Experts urge development partners to support LDC’s climate actions

Publish: 5:47 PM, December 20, 2022 | Update: 5:47 PM, December 20, 2022

Development partners should strongly and decisively support the climate change related actions and ambitions of the world’s Least Developed Countries (LDCs), said experts at a workshop in the capital today.

In this context, they said that the developed countries should deliver on the US$100 billion finance per annum that they had promised to provide to the countries hit by climate change, said a press release.

Such observations came during a workshop on United Nations Conference on Trade and Development (UNCTAD) LDC Report 2022: Implications for Bangladesh’ organized by Support to Sustainable Graduation Project (SSGP) of Economic Relations Division (ERD) in the capital.

State Minister for Planning Dr Shamsul Alam was the chief guest of the workshop.

UN Resident Coordinator in Bangladesh Gwyn Lewis attended the workshop as the guest of honour while ERD Secretary Sharifa Khan was in the chair.

It is notable that UNCTAD annually publishes a report on issues pertaining to the world’s LDCs.
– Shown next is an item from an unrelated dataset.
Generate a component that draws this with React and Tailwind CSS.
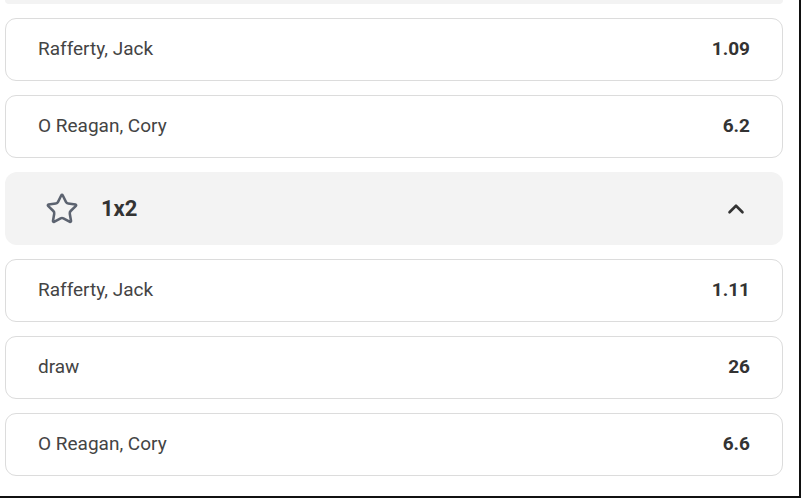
import { ChevronUp, Star } from "lucide-react";

const firstMarket = [
  { name: "Rafferty, Jack", odds: "1.09" },
  { name: "O Reagan, Cory", odds: "6.2" },
];

const secondMarket = [
  { name: "Rafferty, Jack", odds: "1.11" },
  { name: "draw", odds: "26" },
  { name: "O Reagan, Cory", odds: "6.6" },
];

function OddsRow({ name, odds }) {
  return (
    <div className="flex h-[63px] items-center justify-between rounded-[11px] border-[1.5px] border-[#dcdcdc] bg-white pl-[32px] pr-[32px]">
      <span className="text-[19px] text-[#444]">{name}</span>
      <span className="text-[19px] font-bold text-[#333]">{odds}</span>
    </div>
  );
}

function MarketHeader({ title }) {
  return (
    <div className="flex h-[73px] items-center rounded-[12px] bg-[#f3f3f3] pl-[40px] pr-[34px]">
      <Star className="h-[34px] w-[34px] text-[#5c6370]" strokeWidth={1.8} />
      <span className="ml-[22px] text-[22px] font-bold text-[#333]">{title}</span>
      <ChevronUp className="ml-auto h-[26px] w-[26px] text-[#333]" strokeWidth={2.4} />
    </div>
  );
}

export default function App() {
  return (
    <div
      className="h-[498px] w-[801px] overflow-hidden border-b-2 border-r-2 border-[#111] bg-white"
      style={{ fontFamily: "Roboto, 'Liberation Sans', sans-serif" }}
    >
      <div className="flex w-[783px] flex-col gap-[14px] pl-[5px]">
        <div className="h-[4px] rounded-b-[12px] bg-[#f3f3f3]" />
        {firstMarket.map((row) => (
          <OddsRow key={row.name} {...row} />
        ))}
        <MarketHeader title="1x2" />
        {secondMarket.map((row) => (
          <OddsRow key={row.name} {...row} />
        ))}
      </div>
    </div>
  );
}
This annual report provides a comprehensive and authoritative source of socio-economic analysis and data on the LDCs.

This year’s UNCTAD LDC report, which was published on 03 November 2022, had been themed on ‘The low-carbon transition and its daunting implications for structural transformation’.

The report noted that although least developed countries (LDCs) had barely contributed to climate change, they are on the front lines of the climate crisis.

The report also observed that although LDCs had set ambitious emission-reduction targets for themselves, international support for adaptation and sustainable development of LDCs had so far fallen remarkably short of what is needed, both in terms of climate finance and access to environmentally-sound technologies.

In this context, the workshop was organized to discuss and analyse the significance of the theme and findings of this year’s UNCTAD report in the context of Bangladesh.

Speaking on the occasion, Dr. Shamsul Alam said that Bangladesh continues to seek a 50-50 distribution between adaptation and mitigation from international climate financing.

He also asked the partners from international public and private sector to join in Bangladesh’s climate change related efforts in the spirit of the Paris Agreement.

Sharifa Khan, in her keynote presentation, identified inadequate and complex financing mechanism as one of the major challenges towards Bangladesh’s green transition.

‘Bangladesh spends over $1 billion while receiving only $ 417 million from the Green Climate Fund,’ she informed.